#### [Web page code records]
==============================
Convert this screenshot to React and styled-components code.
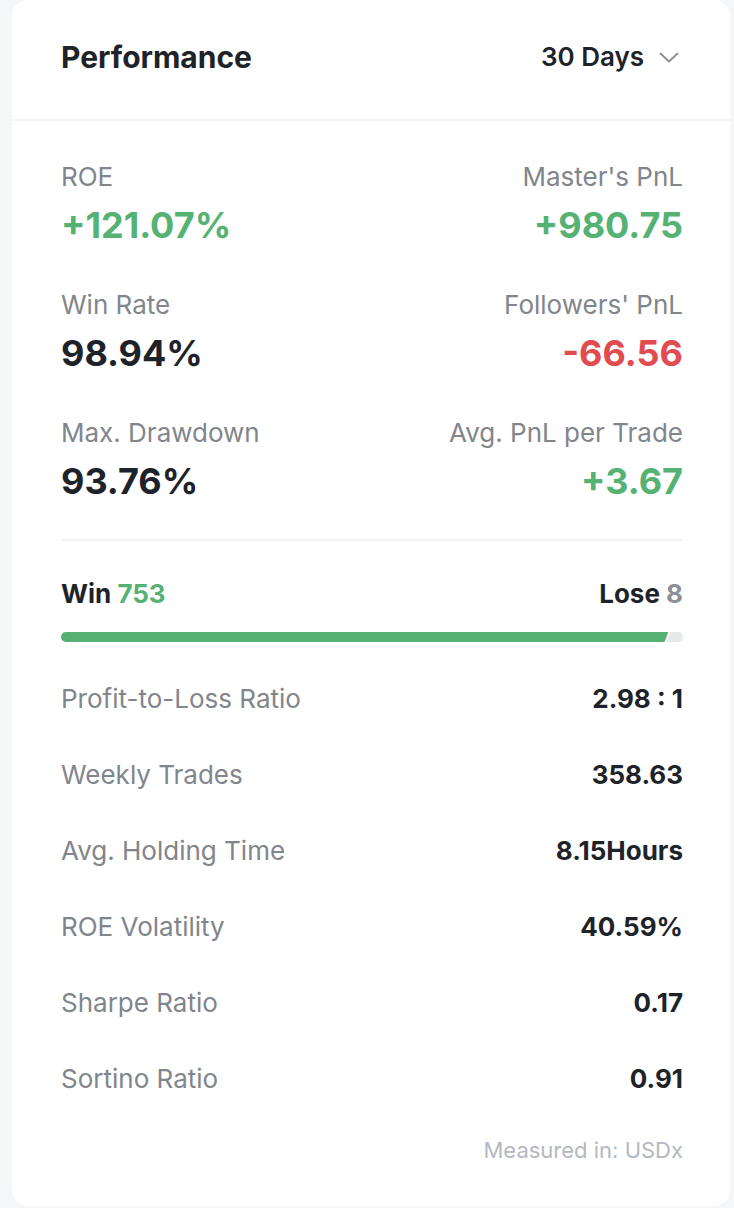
import React from 'react';
import styled, { createGlobalStyle } from 'styled-components';

const GlobalStyle = createGlobalStyle`
  * { box-sizing: border-box; }
  body {
    margin: 0;
    background: #f5f6f8;
    font-family: Inter, "Noto Sans", Roboto, sans-serif;
    -webkit-font-smoothing: antialiased;
  }
`;

const stats = [
  { left: { label: 'ROE', value: '+121.07%', tone: 'up' }, right: { label: "Master's PnL", value: '+980.75', tone: 'up' } },
  { left: { label: 'Win Rate', value: '98.94%' }, right: { label: "Followers' PnL", value: '-66.56', tone: 'down' } },
  { left: { label: 'Max. Drawdown', value: '93.76%' }, right: { label: 'Avg. PnL per Trade', value: '+3.67', tone: 'up' } },
];

const details = [
  ['Profit-to-Loss Ratio', '2.98 : 1'],
  ['Weekly Trades', '358.63'],
  ['Avg. Holding Time', '8.15Hours'],
  ['ROE Volatility', '40.59%'],
  ['Sharpe Ratio', '0.17'],
  ['Sortino Ratio', '0.91'],
];

const toneColor = (tone) => (tone === 'up' ? '#55b273' : tone === 'down' ? '#e24b4f' : '#1e2329');

const App = () => {
  const win = 753;
  const lose = 8;
  const winPct = (win / (win + lose)) * 100;

  return (
    <Page>
      <GlobalStyle />
      <Card>
        <Header>
          <Title>Performance</Title>
          <Period>
            30 Days
            <svg width="24" height="24" viewBox="0 0 24 24" fill="none">
              <path d="M1.5 8.5l8.5 8 8.5-8" stroke="#8a8f97" strokeWidth="1.8" strokeLinecap="round" strokeLinejoin="round" />
            </svg>
          </Period>
        </Header>
        <Body>
          <StatGrid>
            {stats.map((row, i) => (
              <React.Fragment key={i}>
                <Stat>
                  <StatLabel>{row.left.label}</StatLabel>
                  <StatValue $tone={row.left.tone}>{row.left.value}</StatValue>
                </Stat>
                <Stat $right>
                  <StatLabel>{row.right.label}</StatLabel>
                  <StatValue $tone={row.right.tone}>{row.right.value}</StatValue>
                </Stat>
              </React.Fragment>
            ))}
          </StatGrid>
          <Divider />
          <WinLose>
            <span>Win <Count $tone="up">{win}</Count></span>
            <span>Lose <Count>{lose}</Count></span>
          </WinLose>
          <Bar>
            <BarWin style={{ width: `calc(${winPct}% - 8px)` }} />
            <BarLose />
          </Bar>
          <DetailList>
            {details.map(([label, value]) => (
              <DetailRow key={label}>
                <DetailLabel>{label}</DetailLabel>
                <DetailValue>{value}</DetailValue>
              </DetailRow>
            ))}
          </DetailList>
          <Footnote>Measured in: USDx</Footnote>
        </Body>
      </Card>
    </Page>
  );
};

const Page = styled.div`
  padding: 0 4px 2px 12px;
`;

const Card = styled.div`
  background: #fff;
  border-radius: 16px;
  width: 718px;
`;

const Header = styled.div`
  height: 121px;
  display: flex;
  align-items: center;
  justify-content: space-between;
  padding: 0 48px 6px 49px;
  border-bottom: 2px solid #f2f3f5;
`;

const Title = styled.div`
  font-size: 30px;
  font-weight: 700;
  color: #1e2329;
`;

const Period = styled.div`
  display: flex;
  align-items: center;
  gap: 15px;
  margin-right: -1px;
  font-size: 26px;
  font-weight: 600;
  color: #1e2329;
`;

const Body = styled.div`
  padding: 40px 47px 42px 49px;
`;

const StatGrid = styled.div`
  display: grid;
  grid-template-columns: 1fr 1fr;
  row-gap: 42px;
`;

const Stat = styled.div`
  display: flex;
  flex-direction: column;
  align-items: ${(p) => (p.$right ? 'flex-end' : 'flex-start')};
  gap: 10px;
`;

const StatLabel = styled.div`
  font-size: 26px;
  line-height: 32px;
  color: #81858c;
`;

const StatValue = styled.div`
  font-size: 36px;
  line-height: 44px;
  font-weight: 700;
  color: ${(p) => toneColor(p.$tone)};
`;

const Divider = styled.div`
  height: 2px;
  background: #f2f3f5;
  margin: 36px 0 37px;
`;

const WinLose = styled.div`
  display: flex;
  justify-content: space-between;
  font-size: 26px;
  line-height: 32px;
  font-weight: 700;
  color: #1e2329;
`;

const Count = styled.span`
  color: ${(p) => (p.$tone === 'up' ? '#55b273' : '#8a8f97')};
`;

const Bar = styled.div`
  display: flex;
  gap: 2px;
  height: 10px;
  margin-top: 22px;
`;

const BarWin = styled.div`
  background: #55b273;
  border-radius: 5px 0 0 5px;
  clip-path: polygon(0 0, 100% 0, calc(100% - 4px) 100%, 0 100%);
`;

const BarLose = styled.div`
  flex: 1;
  background: #e6e8ea;
  border-radius: 0 5px 5px 0;
  margin-left: -4px;
  clip-path: polygon(4px 0, 100% 0, 100% 100%, 0 100%);
`;

const DetailList = styled.div`
  margin-top: 18px;
`;

const DetailRow = styled.div`
  display: flex;
  justify-content: space-between;
  align-items: center;
  height: 76px;
`;

const DetailLabel = styled.div`
  font-size: 26px;
  color: #81858c;
`;

const DetailValue = styled.div`
  font-size: 26px;
  font-weight: 700;
  color: #1e2329;
`;

const Footnote = styled.div`
  margin-top: 20px;
  text-align: right;
  font-size: 22px;
  line-height: 28px;
  color: #b4b9c0;
`;

export default App;
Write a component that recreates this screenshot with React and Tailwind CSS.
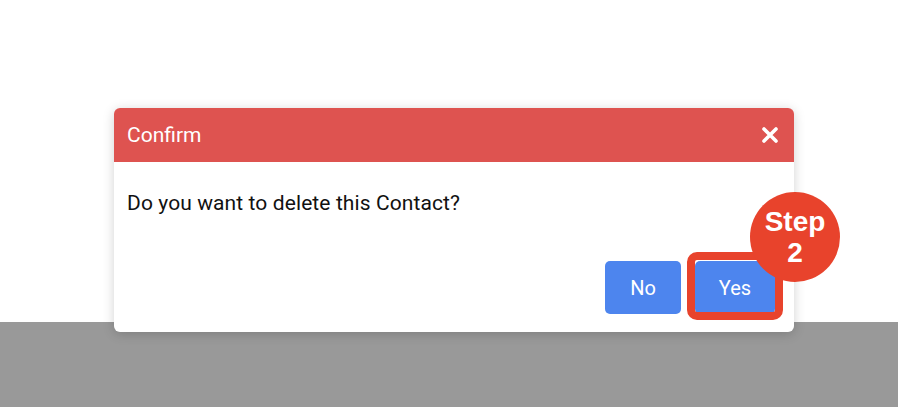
export default function App() {
  return (
    <div className="relative w-[898px] h-[407px] overflow-hidden bg-white" style={{ fontFamily: "Roboto, 'Liberation Sans', sans-serif" }}>
      <div className="h-[322px] bg-white" />
      <div className="h-[85px] bg-[#999999]" />

      <div className="absolute left-[114px] top-[108px] w-[680px] h-[224px] rounded-[6px] bg-white shadow-[0_2px_12px_rgba(0,0,0,0.18)] flex flex-col">
        <div className="h-[54px] rounded-t-[6px] bg-[#DE5350] flex items-center justify-between pl-[13px] pr-[15px]">
          <span className="text-white text-[21px] leading-none">Confirm</span>
          <svg width="18" height="18" viewBox="0 0 18 18">
            <path d="M3 3 L15 15 M15 3 L3 15" stroke="white" strokeWidth="3.6" strokeLinecap="round" />
          </svg>
        </div>
        <div className="flex-1 flex flex-col pl-[13px] pr-[19px] pt-[29px] pb-[18px]">
          <p className="text-[21px] leading-[24px] tracking-[0.1px] text-[#111]">Do you want to delete this Contact?</p>
          <div className="mt-auto flex justify-end gap-[14px]">
            <button className="w-[76px] h-[53px] rounded-[5px] bg-[#4D85EE] text-white text-[20px]">No</button>
            <div className="relative">
              <button className="w-[80px] h-[53px] rounded-[5px] bg-[#4D85EE] text-white text-[20px]">Yes</button>
              <div className="absolute left-[-8px] top-[-9px] w-[96px] h-[68px] rounded-[10px] border-[8px] border-[#E8432C] pointer-events-none" />
            </div>
          </div>
        </div>
      </div>

      <div className="absolute left-[750px] top-[192px] w-[90px] h-[90px] rounded-full bg-[#E8432C] flex flex-col items-center justify-center text-white font-bold text-[28px] leading-[31px]" style={{ fontFamily: "'Liberation Sans', Arial, sans-serif" }}>
        <span>Step</span>
        <span>2</span>
      </div>
    </div>
  );
}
==============================
#### [Your goal]
Copy out the entries verbatim and leave the images out.

#### [Expected answer]
Convert this screenshot to React and styled-components code.
import React from 'react';
import styled, { createGlobalStyle } from 'styled-components';

const GlobalStyle = createGlobalStyle`
  * { box-sizing: border-box; }
  body {
    margin: 0;
    background: #f5f6f8;
    font-family: Inter, "Noto Sans", Roboto, sans-serif;
    -webkit-font-smoothing: antialiased;
  }
`;

const stats = [
  { left: { label: 'ROE', value: '+121.07%', tone: 'up' }, right: { label: "Master's PnL", value: '+980.75', tone: 'up' } },
  { left: { label: 'Win Rate', value: '98.94%' }, right: { label: "Followers' PnL", value: '-66.56', tone: 'down' } },
  { left: { label: 'Max. Drawdown', value: '93.76%' }, right: { label: 'Avg. PnL per Trade', value: '+3.67', tone: 'up' } },
];

const details = [
  ['Profit-to-Loss Ratio', '2.98 : 1'],
  ['Weekly Trades', '358.63'],
  ['Avg. Holding Time', '8.15Hours'],
  ['ROE Volatility', '40.59%'],
  ['Sharpe Ratio', '0.17'],
  ['Sortino Ratio', '0.91'],
];

const toneColor = (tone) => (tone === 'up' ? '#55b273' : tone === 'down' ? '#e24b4f' : '#1e2329');

const App = () => {
  const win = 753;
  const lose = 8;
  const winPct = (win / (win + lose)) * 100;

  return (
    <Page>
      <GlobalStyle />
      <Card>
        <Header>
          <Title>Performance</Title>
          <Period>
            30 Days
            <svg width="24" height="24" viewBox="0 0 24 24" fill="none">
              <path d="M1.5 8.5l8.5 8 8.5-8" stroke="#8a8f97" strokeWidth="1.8" strokeLinecap="round" strokeLinejoin="round" />
            </svg>
          </Period>
        </Header>
        <Body>
          <StatGrid>
            {stats.map((row, i) => (
              <React.Fragment key={i}>
                <Stat>
                  <StatLabel>{row.left.label}</StatLabel>
                  <StatValue $tone={row.left.tone}>{row.left.value}</StatValue>
                </Stat>
                <Stat $right>
                  <StatLabel>{row.right.label}</StatLabel>
                  <StatValue $tone={row.right.tone}>{row.right.value}</StatValue>
                </Stat>
              </React.Fragment>
            ))}
          </StatGrid>
          <Divider />
          <WinLose>
            <span>Win <Count $tone="up">{win}</Count></span>
            <span>Lose <Count>{lose}</Count></span>
          </WinLose>
          <Bar>
            <BarWin style={{ width: `calc(${winPct}% - 8px)` }} />
            <BarLose />
          </Bar>
          <DetailList>
            {details.map(([label, value]) => (
              <DetailRow key={label}>
                <DetailLabel>{label}</DetailLabel>
                <DetailValue>{value}</DetailValue>
              </DetailRow>
            ))}
          </DetailList>
          <Footnote>Measured in: USDx</Footnote>
        </Body>
      </Card>
    </Page>
  );
};

const Page = styled.div`
  padding: 0 4px 2px 12px;
`;

const Card = styled.div`
  background: #fff;
  border-radius: 16px;
  width: 718px;
`;

const Header = styled.div`
  height: 121px;
  display: flex;
  align-items: center;
  justify-content: space-between;
  padding: 0 48px 6px 49px;
  border-bottom: 2px solid #f2f3f5;
`;

const Title = styled.div`
  font-size: 30px;
  font-weight: 700;
  color: #1e2329;
`;

const Period = styled.div`
  display: flex;
  align-items: center;
  gap: 15px;
  margin-right: -1px;
  font-size: 26px;
  font-weight: 600;
  color: #1e2329;
`;

const Body = styled.div`
  padding: 40px 47px 42px 49px;
`;

const StatGrid = styled.div`
  display: grid;
  grid-template-columns: 1fr 1fr;
  row-gap: 42px;
`;

const Stat = styled.div`
  display: flex;
  flex-direction: column;
  align-items: ${(p) => (p.$right ? 'flex-end' : 'flex-start')};
  gap: 10px;
`;

const StatLabel = styled.div`
  font-size: 26px;
  line-height: 32px;
  color: #81858c;
`;

const StatValue = styled.div`
  font-size: 36px;
  line-height: 44px;
  font-weight: 700;
  color: ${(p) => toneColor(p.$tone)};
`;

const Divider = styled.div`
  height: 2px;
  background: #f2f3f5;
  margin: 36px 0 37px;
`;

const WinLose = styled.div`
  display: flex;
  justify-content: space-between;
  font-size: 26px;
  line-height: 32px;
  font-weight: 700;
  color: #1e2329;
`;

const Count = styled.span`
  color: ${(p) => (p.$tone === 'up' ? '#55b273' : '#8a8f97')};
`;

const Bar = styled.div`
  display: flex;
  gap: 2px;
  height: 10px;
  margin-top: 22px;
`;

const BarWin = styled.div`
  background: #55b273;
  border-radius: 5px 0 0 5px;
  clip-path: polygon(0 0, 100% 0, calc(100% - 4px) 100%, 0 100%);
`;

const BarLose = styled.div`
  flex: 1;
  background: #e6e8ea;
  border-radius: 0 5px 5px 0;
  margin-left: -4px;
  clip-path: polygon(4px 0, 100% 0, 100% 100%, 0 100%);
`;

const DetailList = styled.div`
  margin-top: 18px;
`;

const DetailRow = styled.div`
  display: flex;
  justify-content: space-between;
  align-items: center;
  height: 76px;
`;

const DetailLabel = styled.div`
  font-size: 26px;
  color: #81858c;
`;

const DetailValue = styled.div`
  font-size: 26px;
  font-weight: 700;
  color: #1e2329;
`;

const Footnote = styled.div`
  margin-top: 20px;
  text-align: right;
  font-size: 22px;
  line-height: 28px;
  color: #b4b9c0;
`;

export default App;
Write a component that recreates this screenshot with React and Tailwind CSS.
export default function App() {
  return (
    <div className="relative w-[898px] h-[407px] overflow-hidden bg-white" style={{ fontFamily: "Roboto, 'Liberation Sans', sans-serif" }}>
      <div className="h-[322px] bg-white" />
      <div className="h-[85px] bg-[#999999]" />

      <div className="absolute left-[114px] top-[108px] w-[680px] h-[224px] rounded-[6px] bg-white shadow-[0_2px_12px_rgba(0,0,0,0.18)] flex flex-col">
        <div className="h-[54px] rounded-t-[6px] bg-[#DE5350] flex items-center justify-between pl-[13px] pr-[15px]">
          <span className="text-white text-[21px] leading-none">Confirm</span>
          <svg width="18" height="18" viewBox="0 0 18 18">
            <path d="M3 3 L15 15 M15 3 L3 15" stroke="white" strokeWidth="3.6" strokeLinecap="round" />
          </svg>
        </div>
        <div className="flex-1 flex flex-col pl-[13px] pr-[19px] pt-[29px] pb-[18px]">
          <p className="text-[21px] leading-[24px] tracking-[0.1px] text-[#111]">Do you want to delete this Contact?</p>
          <div className="mt-auto flex justify-end gap-[14px]">
            <button className="w-[76px] h-[53px] rounded-[5px] bg-[#4D85EE] text-white text-[20px]">No</button>
            <div className="relative">
              <button className="w-[80px] h-[53px] rounded-[5px] bg-[#4D85EE] text-white text-[20px]">Yes</button>
              <div className="absolute left-[-8px] top-[-9px] w-[96px] h-[68px] rounded-[10px] border-[8px] border-[#E8432C] pointer-events-none" />
            </div>
          </div>
        </div>
      </div>

      <div className="absolute left-[750px] top-[192px] w-[90px] h-[90px] rounded-full bg-[#E8432C] flex flex-col items-center justify-center text-white font-bold text-[28px] leading-[31px]" style={{ fontFamily: "'Liberation Sans', Arial, sans-serif" }}>
        <span>Step</span>
        <span>2</span>
      </div>
    </div>
  );
}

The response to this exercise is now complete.